Discussions found on the web:
  1. Eclectic commented on Apr 22

    The Big Picture, as a single image:

    “Red sky at night,
    ….sailor’s delight.
    Red sky in morning,
    ….sailor take warning.”

    Anybody know what that means?

  2. Eclectic commented on Apr 22

    It’s possible the metaphor is a perfect descriptor of the economy, and if so, everything about our most recent observations would fit the metaphor perfectly.

  3. John commented on Apr 22

    It means that when the sky is red in the morning, a storm is coming. At night, the storm is moving away.

    So is that picture of a morning or an evening?
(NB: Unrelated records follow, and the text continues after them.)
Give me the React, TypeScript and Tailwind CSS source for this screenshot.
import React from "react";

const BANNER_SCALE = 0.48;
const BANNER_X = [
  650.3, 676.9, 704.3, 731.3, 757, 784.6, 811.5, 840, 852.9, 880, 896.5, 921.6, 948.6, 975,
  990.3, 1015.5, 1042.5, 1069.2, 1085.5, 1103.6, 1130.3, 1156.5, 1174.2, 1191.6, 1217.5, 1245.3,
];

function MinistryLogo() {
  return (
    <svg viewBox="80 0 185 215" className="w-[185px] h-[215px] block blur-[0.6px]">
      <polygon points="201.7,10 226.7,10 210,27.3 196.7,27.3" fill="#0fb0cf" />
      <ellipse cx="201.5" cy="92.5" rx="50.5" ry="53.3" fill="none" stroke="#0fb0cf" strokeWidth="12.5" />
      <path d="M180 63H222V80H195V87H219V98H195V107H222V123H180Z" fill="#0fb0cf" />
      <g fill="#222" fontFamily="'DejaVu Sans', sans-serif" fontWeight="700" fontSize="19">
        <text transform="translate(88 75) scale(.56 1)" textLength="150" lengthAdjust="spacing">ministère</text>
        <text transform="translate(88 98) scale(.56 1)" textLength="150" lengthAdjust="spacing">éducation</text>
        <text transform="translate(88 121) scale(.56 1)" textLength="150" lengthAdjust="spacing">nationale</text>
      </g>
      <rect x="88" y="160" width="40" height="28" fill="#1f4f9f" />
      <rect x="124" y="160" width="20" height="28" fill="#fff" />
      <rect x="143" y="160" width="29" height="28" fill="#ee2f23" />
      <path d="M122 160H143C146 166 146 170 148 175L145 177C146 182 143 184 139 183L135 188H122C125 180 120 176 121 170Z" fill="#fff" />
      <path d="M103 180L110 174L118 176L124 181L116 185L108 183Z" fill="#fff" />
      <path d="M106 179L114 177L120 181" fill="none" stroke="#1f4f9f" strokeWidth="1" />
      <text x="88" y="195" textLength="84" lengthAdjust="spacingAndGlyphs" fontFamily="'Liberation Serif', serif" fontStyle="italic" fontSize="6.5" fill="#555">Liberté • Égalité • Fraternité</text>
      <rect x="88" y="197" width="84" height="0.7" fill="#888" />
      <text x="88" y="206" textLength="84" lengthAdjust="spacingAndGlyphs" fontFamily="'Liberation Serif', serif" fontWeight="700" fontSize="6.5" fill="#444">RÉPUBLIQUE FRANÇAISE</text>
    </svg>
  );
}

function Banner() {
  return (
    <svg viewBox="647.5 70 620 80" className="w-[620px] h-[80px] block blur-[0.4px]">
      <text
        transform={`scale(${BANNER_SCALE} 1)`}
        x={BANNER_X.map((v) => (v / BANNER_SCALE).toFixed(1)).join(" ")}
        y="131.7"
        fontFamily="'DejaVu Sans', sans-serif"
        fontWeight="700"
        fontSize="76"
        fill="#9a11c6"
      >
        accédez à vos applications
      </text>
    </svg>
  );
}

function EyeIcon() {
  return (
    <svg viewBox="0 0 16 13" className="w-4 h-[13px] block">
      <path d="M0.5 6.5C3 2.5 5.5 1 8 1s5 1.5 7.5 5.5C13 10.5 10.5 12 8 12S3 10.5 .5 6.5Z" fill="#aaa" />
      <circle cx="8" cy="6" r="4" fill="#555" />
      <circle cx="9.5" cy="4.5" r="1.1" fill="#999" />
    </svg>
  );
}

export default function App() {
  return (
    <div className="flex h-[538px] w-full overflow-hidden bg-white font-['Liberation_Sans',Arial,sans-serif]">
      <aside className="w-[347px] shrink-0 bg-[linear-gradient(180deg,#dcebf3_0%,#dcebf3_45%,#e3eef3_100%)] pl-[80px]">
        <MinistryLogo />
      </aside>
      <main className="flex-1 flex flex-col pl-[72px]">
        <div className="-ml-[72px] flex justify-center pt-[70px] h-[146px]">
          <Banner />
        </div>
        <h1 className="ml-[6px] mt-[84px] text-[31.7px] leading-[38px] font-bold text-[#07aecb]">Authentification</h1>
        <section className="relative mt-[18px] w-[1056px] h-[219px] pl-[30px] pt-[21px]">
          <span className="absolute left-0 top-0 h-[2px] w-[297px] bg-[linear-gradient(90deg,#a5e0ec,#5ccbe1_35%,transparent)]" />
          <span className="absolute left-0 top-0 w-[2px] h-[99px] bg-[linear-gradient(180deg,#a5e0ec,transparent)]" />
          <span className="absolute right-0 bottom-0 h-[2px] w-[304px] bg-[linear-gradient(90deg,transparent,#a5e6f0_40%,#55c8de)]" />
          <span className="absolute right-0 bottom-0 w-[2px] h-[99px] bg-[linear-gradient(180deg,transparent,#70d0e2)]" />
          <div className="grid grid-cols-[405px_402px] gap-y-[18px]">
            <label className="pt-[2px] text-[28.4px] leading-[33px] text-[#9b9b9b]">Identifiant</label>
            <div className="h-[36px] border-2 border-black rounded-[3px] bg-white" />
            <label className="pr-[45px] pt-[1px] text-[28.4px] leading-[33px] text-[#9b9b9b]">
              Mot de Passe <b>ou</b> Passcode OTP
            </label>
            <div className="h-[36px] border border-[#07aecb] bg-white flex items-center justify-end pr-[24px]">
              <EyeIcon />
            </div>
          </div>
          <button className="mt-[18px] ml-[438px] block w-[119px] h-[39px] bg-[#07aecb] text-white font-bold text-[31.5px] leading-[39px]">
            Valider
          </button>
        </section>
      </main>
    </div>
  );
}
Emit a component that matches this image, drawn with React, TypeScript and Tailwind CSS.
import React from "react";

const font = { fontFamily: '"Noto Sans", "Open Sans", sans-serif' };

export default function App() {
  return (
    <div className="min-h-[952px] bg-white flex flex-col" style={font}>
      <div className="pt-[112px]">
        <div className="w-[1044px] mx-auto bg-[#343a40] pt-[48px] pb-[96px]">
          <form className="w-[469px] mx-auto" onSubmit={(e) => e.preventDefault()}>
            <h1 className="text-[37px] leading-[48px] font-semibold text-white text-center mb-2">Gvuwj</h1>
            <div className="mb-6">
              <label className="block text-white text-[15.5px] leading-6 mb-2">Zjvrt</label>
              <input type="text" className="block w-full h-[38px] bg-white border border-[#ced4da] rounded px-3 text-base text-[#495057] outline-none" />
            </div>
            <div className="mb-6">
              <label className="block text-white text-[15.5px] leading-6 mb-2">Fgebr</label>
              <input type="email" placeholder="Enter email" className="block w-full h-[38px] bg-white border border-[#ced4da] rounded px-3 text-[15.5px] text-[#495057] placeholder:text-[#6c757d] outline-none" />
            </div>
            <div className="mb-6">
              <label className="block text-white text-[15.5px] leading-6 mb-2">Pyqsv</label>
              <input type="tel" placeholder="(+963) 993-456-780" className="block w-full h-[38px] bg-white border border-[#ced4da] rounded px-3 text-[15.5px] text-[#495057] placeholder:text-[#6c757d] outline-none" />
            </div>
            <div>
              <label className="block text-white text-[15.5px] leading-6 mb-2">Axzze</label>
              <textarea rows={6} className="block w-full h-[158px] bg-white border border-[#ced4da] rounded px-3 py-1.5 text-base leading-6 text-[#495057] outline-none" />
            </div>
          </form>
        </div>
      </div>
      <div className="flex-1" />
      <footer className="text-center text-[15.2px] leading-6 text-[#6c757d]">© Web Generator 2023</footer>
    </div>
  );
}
  4. MAS (San Diego) commented on Apr 22

    Your Pop!: Why Bubbles Are Great For The Economy link is not working.

  5. Eclectic commented on Apr 22

    The saying is an observation that the atmosphere is stable to the west (the setting sun’s rays filter through suspended dust) and thus maybe the night will not bring a storm (fronts proceed generally west to east).

    Blustery winds clear the sky of dust and eventually leave it the color blue.

    If the sailor sees a red sky when the sun sets, he can be somewhat satisfied that the next front is at least to the distant west far enough that it won’t overtake him during the night. Of course a gray sky or, worse, a blackening sky before sunset would be worrisome, but even a blue sky may be, because something is about to change.

    A red sky in the morning still doesn’t mean there will be a storm today, but the fact that it’s red means the sailor is still in something (stable air) that he can see its front is already to his eastward observation… and thus the tail end of the peaceful air mass (at the boundary of the next front that will pass eventually) must be nearer than it was yesterday.

    It’s always in the sailor’s best interest to figure the odds correctly, and that saying is all about the odds for upcoming weather.

    And that’s a pretty good metaphor for today’s economy in my opinion.

  6. Eclectic commented on Apr 22

    John, per you:

    “So is that picture of a morning or an evening?”

    The picture is of a lighthouse. Sorry, I don’t do coasts.